▶ **AIM OF THE EXERCISE**:
Output the full listing below exactly as it reads, and skip anything that is a picture.

Rows from a dataset of pages and code:
** BEGIN **
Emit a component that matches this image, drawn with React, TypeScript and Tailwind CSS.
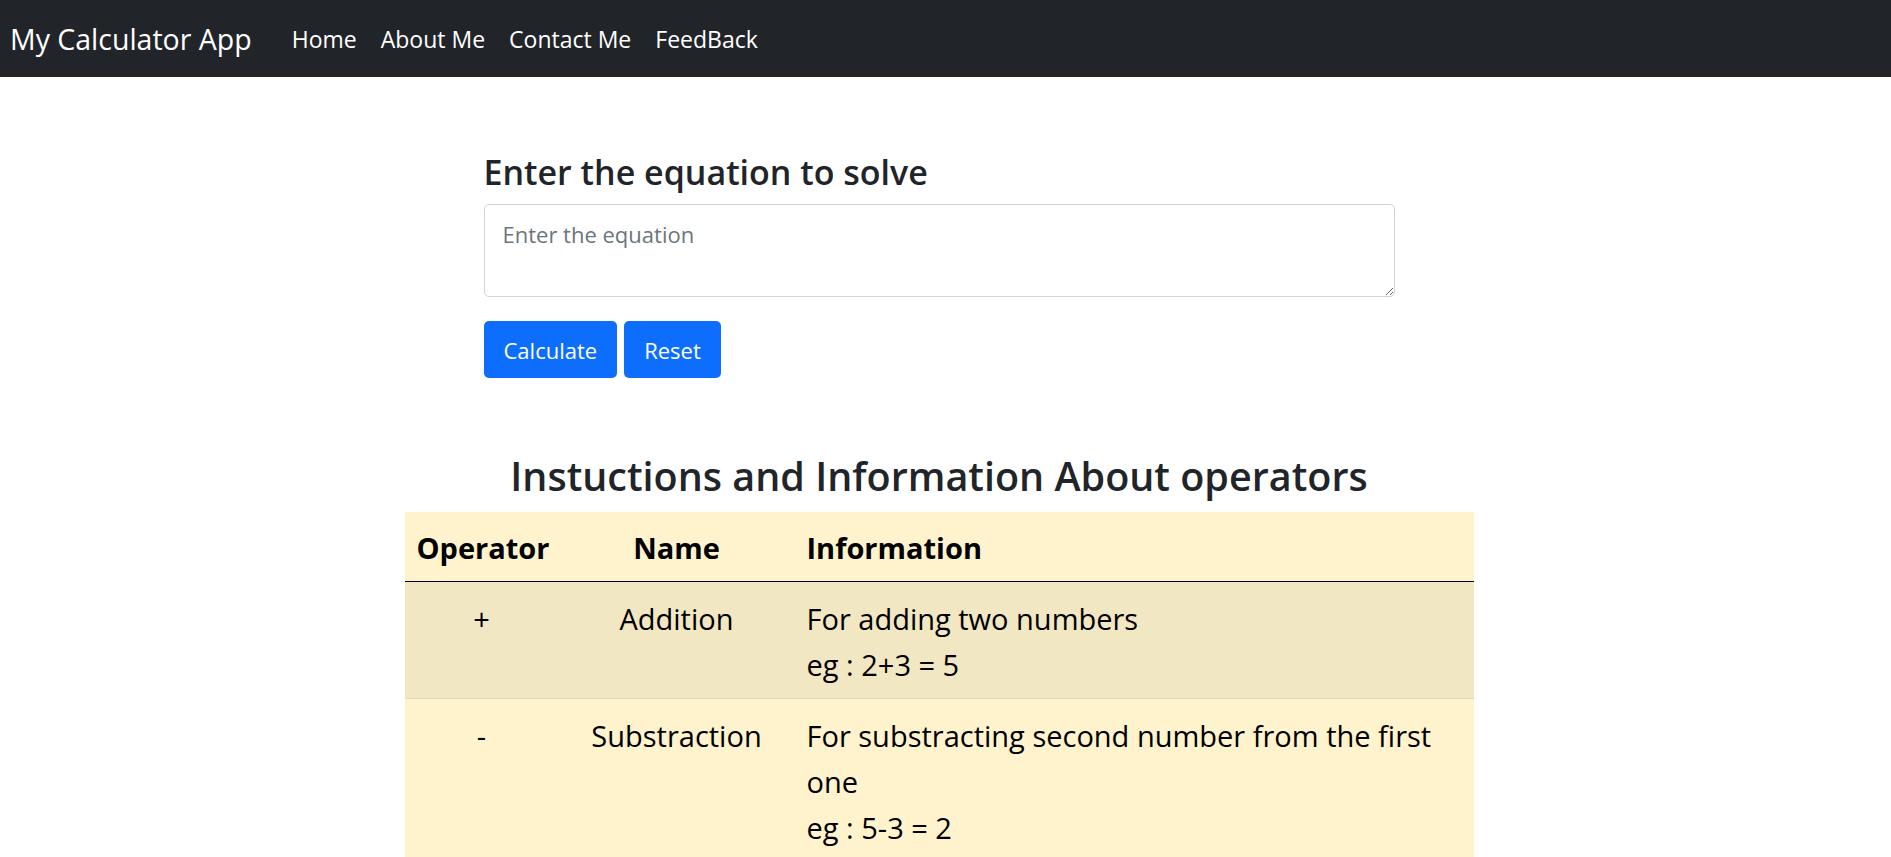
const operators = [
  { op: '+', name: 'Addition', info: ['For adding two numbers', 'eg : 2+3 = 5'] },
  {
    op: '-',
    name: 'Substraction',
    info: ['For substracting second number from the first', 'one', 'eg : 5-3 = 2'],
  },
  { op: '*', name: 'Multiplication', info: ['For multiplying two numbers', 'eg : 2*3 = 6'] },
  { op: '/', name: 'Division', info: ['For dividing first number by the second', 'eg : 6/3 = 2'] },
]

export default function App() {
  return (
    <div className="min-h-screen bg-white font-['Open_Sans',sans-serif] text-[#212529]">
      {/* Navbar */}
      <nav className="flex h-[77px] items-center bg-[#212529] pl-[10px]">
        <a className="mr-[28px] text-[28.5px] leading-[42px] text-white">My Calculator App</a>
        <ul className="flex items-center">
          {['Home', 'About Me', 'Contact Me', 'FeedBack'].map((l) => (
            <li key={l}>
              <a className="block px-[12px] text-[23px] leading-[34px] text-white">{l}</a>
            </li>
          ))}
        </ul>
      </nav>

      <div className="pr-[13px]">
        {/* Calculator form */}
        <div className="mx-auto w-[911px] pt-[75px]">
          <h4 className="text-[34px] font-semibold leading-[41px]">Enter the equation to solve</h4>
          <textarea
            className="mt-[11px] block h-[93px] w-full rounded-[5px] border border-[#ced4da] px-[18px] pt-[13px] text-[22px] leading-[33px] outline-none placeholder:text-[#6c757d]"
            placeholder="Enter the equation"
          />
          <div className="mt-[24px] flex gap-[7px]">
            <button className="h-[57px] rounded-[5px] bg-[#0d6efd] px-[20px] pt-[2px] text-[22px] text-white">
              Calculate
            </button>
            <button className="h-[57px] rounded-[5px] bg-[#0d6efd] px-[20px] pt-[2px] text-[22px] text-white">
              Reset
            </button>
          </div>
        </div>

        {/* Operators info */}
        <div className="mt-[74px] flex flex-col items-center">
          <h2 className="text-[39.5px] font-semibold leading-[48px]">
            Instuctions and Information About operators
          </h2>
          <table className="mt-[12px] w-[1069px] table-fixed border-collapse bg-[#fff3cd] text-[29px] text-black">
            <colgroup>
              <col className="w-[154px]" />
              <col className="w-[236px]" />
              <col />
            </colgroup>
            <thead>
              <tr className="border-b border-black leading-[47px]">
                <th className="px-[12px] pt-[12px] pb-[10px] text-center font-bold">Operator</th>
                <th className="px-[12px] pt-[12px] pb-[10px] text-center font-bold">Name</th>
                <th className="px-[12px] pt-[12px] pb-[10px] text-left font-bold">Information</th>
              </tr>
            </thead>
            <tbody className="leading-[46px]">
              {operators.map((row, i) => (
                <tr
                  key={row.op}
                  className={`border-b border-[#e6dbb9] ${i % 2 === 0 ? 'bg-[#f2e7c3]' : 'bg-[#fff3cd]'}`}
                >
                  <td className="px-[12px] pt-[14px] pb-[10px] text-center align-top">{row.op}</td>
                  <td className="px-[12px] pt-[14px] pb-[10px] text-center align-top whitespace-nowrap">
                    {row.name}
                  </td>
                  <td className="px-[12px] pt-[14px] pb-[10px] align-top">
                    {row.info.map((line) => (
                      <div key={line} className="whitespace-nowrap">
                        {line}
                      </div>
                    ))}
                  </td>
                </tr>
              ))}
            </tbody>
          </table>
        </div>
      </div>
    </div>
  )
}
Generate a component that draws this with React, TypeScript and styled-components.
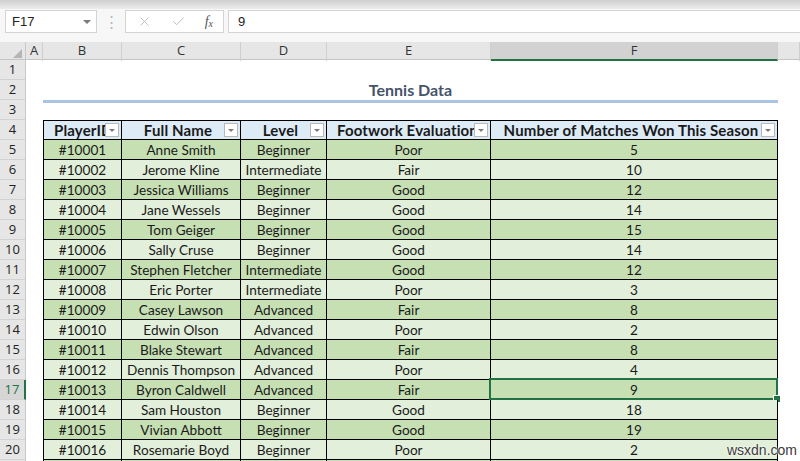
** END **
▶ **OUTPUT FOR THIS EXERCISE**:
Emit a component that matches this image, drawn with React, TypeScript and Tailwind CSS.
const operators = [
  { op: '+', name: 'Addition', info: ['For adding two numbers', 'eg : 2+3 = 5'] },
  {
    op: '-',
    name: 'Substraction',
    info: ['For substracting second number from the first', 'one', 'eg : 5-3 = 2'],
  },
  { op: '*', name: 'Multiplication', info: ['For multiplying two numbers', 'eg : 2*3 = 6'] },
  { op: '/', name: 'Division', info: ['For dividing first number by the second', 'eg : 6/3 = 2'] },
]

export default function App() {
  return (
    <div className="min-h-screen bg-white font-['Open_Sans',sans-serif] text-[#212529]">
      {/* Navbar */}
      <nav className="flex h-[77px] items-center bg-[#212529] pl-[10px]">
        <a className="mr-[28px] text-[28.5px] leading-[42px] text-white">My Calculator App</a>
        <ul className="flex items-center">
          {['Home', 'About Me', 'Contact Me', 'FeedBack'].map((l) => (
            <li key={l}>
              <a className="block px-[12px] text-[23px] leading-[34px] text-white">{l}</a>
            </li>
          ))}
        </ul>
      </nav>

      <div className="pr-[13px]">
        {/* Calculator form */}
        <div className="mx-auto w-[911px] pt-[75px]">
          <h4 className="text-[34px] font-semibold leading-[41px]">Enter the equation to solve</h4>
          <textarea
            className="mt-[11px] block h-[93px] w-full rounded-[5px] border border-[#ced4da] px-[18px] pt-[13px] text-[22px] leading-[33px] outline-none placeholder:text-[#6c757d]"
            placeholder="Enter the equation"
          />
          <div className="mt-[24px] flex gap-[7px]">
            <button className="h-[57px] rounded-[5px] bg-[#0d6efd] px-[20px] pt-[2px] text-[22px] text-white">
              Calculate
            </button>
            <button className="h-[57px] rounded-[5px] bg-[#0d6efd] px-[20px] pt-[2px] text-[22px] text-white">
              Reset
            </button>
          </div>
        </div>

        {/* Operators info */}
        <div className="mt-[74px] flex flex-col items-center">
          <h2 className="text-[39.5px] font-semibold leading-[48px]">
            Instuctions and Information About operators
          </h2>
          <table className="mt-[12px] w-[1069px] table-fixed border-collapse bg-[#fff3cd] text-[29px] text-black">
            <colgroup>
              <col className="w-[154px]" />
              <col className="w-[236px]" />
              <col />
            </colgroup>
            <thead>
              <tr className="border-b border-black leading-[47px]">
                <th className="px-[12px] pt-[12px] pb-[10px] text-center font-bold">Operator</th>
                <th className="px-[12px] pt-[12px] pb-[10px] text-center font-bold">Name</th>
                <th className="px-[12px] pt-[12px] pb-[10px] text-left font-bold">Information</th>
              </tr>
            </thead>
            <tbody className="leading-[46px]">
              {operators.map((row, i) => (
                <tr
                  key={row.op}
                  className={`border-b border-[#e6dbb9] ${i % 2 === 0 ? 'bg-[#f2e7c3]' : 'bg-[#fff3cd]'}`}
                >
                  <td className="px-[12px] pt-[14px] pb-[10px] text-center align-top">{row.op}</td>
                  <td className="px-[12px] pt-[14px] pb-[10px] text-center align-top whitespace-nowrap">
                    {row.name}
                  </td>
                  <td className="px-[12px] pt-[14px] pb-[10px] align-top">
                    {row.info.map((line) => (
                      <div key={line} className="whitespace-nowrap">
                        {line}
                      </div>
                    ))}
                  </td>
                </tr>
              ))}
            </tbody>
          </table>
        </div>
      </div>
    </div>
  )
}
Generate a component that draws this with React, TypeScript and styled-components.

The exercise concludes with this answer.